An all-white jury cleared a former ETSU student of felony charges stemming from a counter-protest in 2016 over the summer.

Tristan Rettke, 21, was charged with civil rights intimidation, disorderly conduct and disrupting a meeting after he showed up at a Black Lives Matter protest at Borchuck Plaza on Sept. 26, 2016, wearing a gorilla mask, overalls and a white T-shirt, while holding a rope, bananas and a burlap sack emblazoned with a confederate flag. 

Tristan Rettke

At the time, Rettke told one BLM demonstrator who asked why he was wearing the mask “I identify as a gorilla. I look like you.” 

Jurors cleared Rettke of felony civil rights intimidation and disorderly conduct, but convicted him on one count of misdemeanor disrupting a meeting and recommended a $500 fine. 

Following the acquittal, Rettke’s attorney, Patrick Denton, told the Johnson City Press the acquittal was “a vindication for the First Amendment.” 

The issue of free speech was central to defense, who conceded Rettke’s actions were racist, but that he had the freedom to express those views. Rettke’s 2016 arrest was criticized by the ACLU of Tennessee and Foundation for Individual Rights in Education, with both groups pointing to a lack of evidence suggesting he threatened anyone. 

During her opening statements, Assistant District Attorney General Erin McArdle asked if Rettke tying the rope he brought into a noose was “to exercise his right to free speech, or was it done to intimidate the people who were there?” 

Students who testified during the two-day trial said they felt scared and frightened, with WCYB reporting one woman said “the thought kept running through my mind, like, am I going to make it home to my mom?”  

Denton said the civil rights intimidation charges didn’t fit because students were “angry and they’re offended, they’re not scared and intimidated. Nobody is hiding their face or running away.” 

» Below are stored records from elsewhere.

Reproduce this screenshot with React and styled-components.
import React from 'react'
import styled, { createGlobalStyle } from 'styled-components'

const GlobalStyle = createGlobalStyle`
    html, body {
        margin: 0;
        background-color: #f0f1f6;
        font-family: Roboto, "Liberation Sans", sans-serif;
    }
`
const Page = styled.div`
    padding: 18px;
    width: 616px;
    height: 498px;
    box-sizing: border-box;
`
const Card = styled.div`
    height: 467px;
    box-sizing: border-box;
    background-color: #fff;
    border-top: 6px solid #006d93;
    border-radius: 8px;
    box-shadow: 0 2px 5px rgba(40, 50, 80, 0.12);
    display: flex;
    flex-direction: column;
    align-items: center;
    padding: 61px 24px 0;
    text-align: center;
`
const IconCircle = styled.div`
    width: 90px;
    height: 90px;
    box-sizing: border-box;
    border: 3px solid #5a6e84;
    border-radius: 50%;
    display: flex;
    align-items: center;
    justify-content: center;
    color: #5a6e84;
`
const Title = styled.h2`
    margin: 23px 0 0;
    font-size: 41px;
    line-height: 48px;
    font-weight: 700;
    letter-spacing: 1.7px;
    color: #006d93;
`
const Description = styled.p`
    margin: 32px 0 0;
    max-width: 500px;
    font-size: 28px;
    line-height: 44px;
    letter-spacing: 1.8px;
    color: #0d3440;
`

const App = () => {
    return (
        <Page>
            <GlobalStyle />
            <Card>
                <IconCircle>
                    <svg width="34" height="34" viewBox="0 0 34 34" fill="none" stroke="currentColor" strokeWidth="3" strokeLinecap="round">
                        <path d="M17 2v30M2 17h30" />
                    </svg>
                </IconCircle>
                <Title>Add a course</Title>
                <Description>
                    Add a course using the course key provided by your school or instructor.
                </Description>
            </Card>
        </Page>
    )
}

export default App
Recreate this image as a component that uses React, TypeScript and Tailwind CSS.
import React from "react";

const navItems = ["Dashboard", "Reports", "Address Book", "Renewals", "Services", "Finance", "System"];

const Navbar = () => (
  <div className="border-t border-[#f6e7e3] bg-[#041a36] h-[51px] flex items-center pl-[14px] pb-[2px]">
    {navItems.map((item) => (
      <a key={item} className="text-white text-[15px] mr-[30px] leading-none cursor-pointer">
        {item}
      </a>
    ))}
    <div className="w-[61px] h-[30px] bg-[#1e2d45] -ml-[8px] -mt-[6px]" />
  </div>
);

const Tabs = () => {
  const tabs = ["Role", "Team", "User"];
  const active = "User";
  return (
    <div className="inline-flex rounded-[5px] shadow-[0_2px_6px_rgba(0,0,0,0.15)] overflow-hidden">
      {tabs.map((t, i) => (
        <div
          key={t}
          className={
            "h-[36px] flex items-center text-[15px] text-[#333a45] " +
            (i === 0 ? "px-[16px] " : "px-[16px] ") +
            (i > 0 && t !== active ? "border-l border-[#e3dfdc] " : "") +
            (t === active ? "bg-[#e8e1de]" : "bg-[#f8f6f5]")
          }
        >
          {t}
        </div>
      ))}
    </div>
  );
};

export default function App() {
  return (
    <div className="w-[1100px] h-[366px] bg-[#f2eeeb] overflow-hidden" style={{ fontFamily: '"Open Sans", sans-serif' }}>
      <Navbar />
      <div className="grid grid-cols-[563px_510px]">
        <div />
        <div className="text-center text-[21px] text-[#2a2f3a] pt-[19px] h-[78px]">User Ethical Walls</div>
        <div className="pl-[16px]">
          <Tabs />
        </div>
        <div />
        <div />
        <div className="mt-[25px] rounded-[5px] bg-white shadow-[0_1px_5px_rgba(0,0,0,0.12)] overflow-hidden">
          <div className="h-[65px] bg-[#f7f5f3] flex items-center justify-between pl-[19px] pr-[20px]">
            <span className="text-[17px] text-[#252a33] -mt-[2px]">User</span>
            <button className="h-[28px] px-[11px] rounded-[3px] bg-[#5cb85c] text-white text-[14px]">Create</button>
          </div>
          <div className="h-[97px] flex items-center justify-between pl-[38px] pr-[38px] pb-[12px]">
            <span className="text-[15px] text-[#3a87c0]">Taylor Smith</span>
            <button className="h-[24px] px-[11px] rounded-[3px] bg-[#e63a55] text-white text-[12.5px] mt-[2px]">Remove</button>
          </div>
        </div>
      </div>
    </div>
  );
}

“If you look at the elements of the civil rights intimidation … it’s clear they didn’t fit the conduct out there that day,” Denton told the Johnson City Press. “No one was ever threatened, and certainly there was no proof on the idea he was doing this to silence anyone else.”

If convicted on the civil rights intimidation charges, Rettke could have faced up to two years in prison. 

At the time, ETSU student and demonstrator Jaylen Grimes told the East Tennessean he felt Rettke was “just trying to get a reaction out of us.” 

“If we would have lashed out violently, that would have been another problem and we would’ve all got in trouble … and like I said, that’s not why we’re here,” he said. “We were here as peaceful (demonstrators), so we had to remain as such.”